Can medical products manufacturers and distributors find coverage? If so, where?

“If there is a desperate situation, it’s not surfacing among our underwriters,” says a confident White. “We believe that most manufacturers and distributors of any significant size have access [to product liability insurance] through the retail brokerage network,” continues White. He concedes that some companies may be unable to buy coverage, but “probably because they don’t have a good story to tell, or they’re not convinced they have to pay that much to get coverage.”

Cushman Insurance’s John Liberty says that somewhere between 5 and 10 percent of his company’s medical products clients have had their applications rejected.
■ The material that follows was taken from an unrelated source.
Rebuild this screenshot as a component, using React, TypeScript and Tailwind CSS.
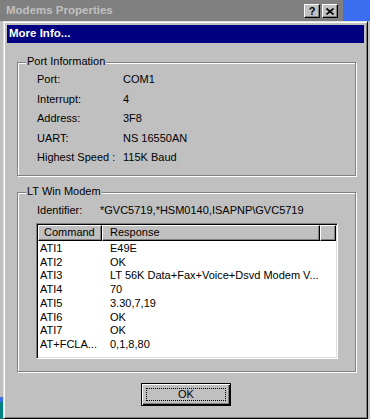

And some companies – such as those that repair medical equipment – are facing even tougher times.

In such a market, insurers turn to what are called “excess and surplus” carriers. Unlike standard market carriers – which are licensed to do business within a particular state and as such, are subject to state guarantee funds – excess and surplus carriers are not subject to the state guarantee funds. They often offer more flexibility in coverage and pricing decisions, he says.

But there is a caveat. If, for some reason, a standard market carrier is unable to meet its financial obligations (in other words, can’t pay claims), the state guarantee funds step up and do so. But if an excess and surplus carrier cannot pay claims, the insureds are left holding the bag.

“I spend 95% of my day working on insurance matters for medical equipment companies,” says Liberty. “And I know of some competitors who spend that same kind of time doing the same thing. I know they’re all scrambling. But when the capacity to write [policies] simply isn’t there, it’s very frustrating. I’ve been in the insurance industry since 1984, and I can say that the last year has been the most frustrating time in my entire career, because we’re dishing out a lot of bad news to people.”

Adds Mike Fate, “Numbers always help. If you have a number of businesses with millions of dollars of premium offered to an insurance company vs. $50,000, the insurance company has what’s called a spread of risk and can be more flexible. Another factor is that some insurance companies might have more expertise or comfort level [with particular manufacturers] than others. Or maybe they already write a number of manufacturers with similar products.

“Our job is to dig and scratch and find those companies. The problem is, it changes almost daily. What somebody did last week doesn’t mean they’ll do it this week. That’s the chaos. It’s stressful. Underwriters have stacks of files on their desks, and they can only do one at a time.”

What to Expect

“How long will the cycle last?” asks Fate. “That’s the 64 million dollar question. I envision another couple of years. I don’t think rate increases will be as drastic as the first go-around. We’re probably already 18 months to two years in this insurance cycle. People have already had one renewal, and some possibly two. As insurance companies get comfortable with their book of business, the rate increases won’t be as dramatic.”

Adds Liberty, “You can almost guarantee that at some point in time in the future, the pendulum will swing back. Prices may not go down, but they won’t go up meteorically, like they have. And more companies will get back into [the products liability business]. It’ll be much more competitive.

“It’s frustrating to us who are agents in the field,” he continues. “In most other industries, clients can accept and budget for a 5 or 10 percent cost-of-living price increase every year.” But in the insurance industry, clients can see premiums rise exponentially almost overnight, as insurance companies try to make up for consecutive years of losing money, he says. “The insured is the one getting slapped real hard. But if the past is any indication, the pendulum will swing at some point in time.”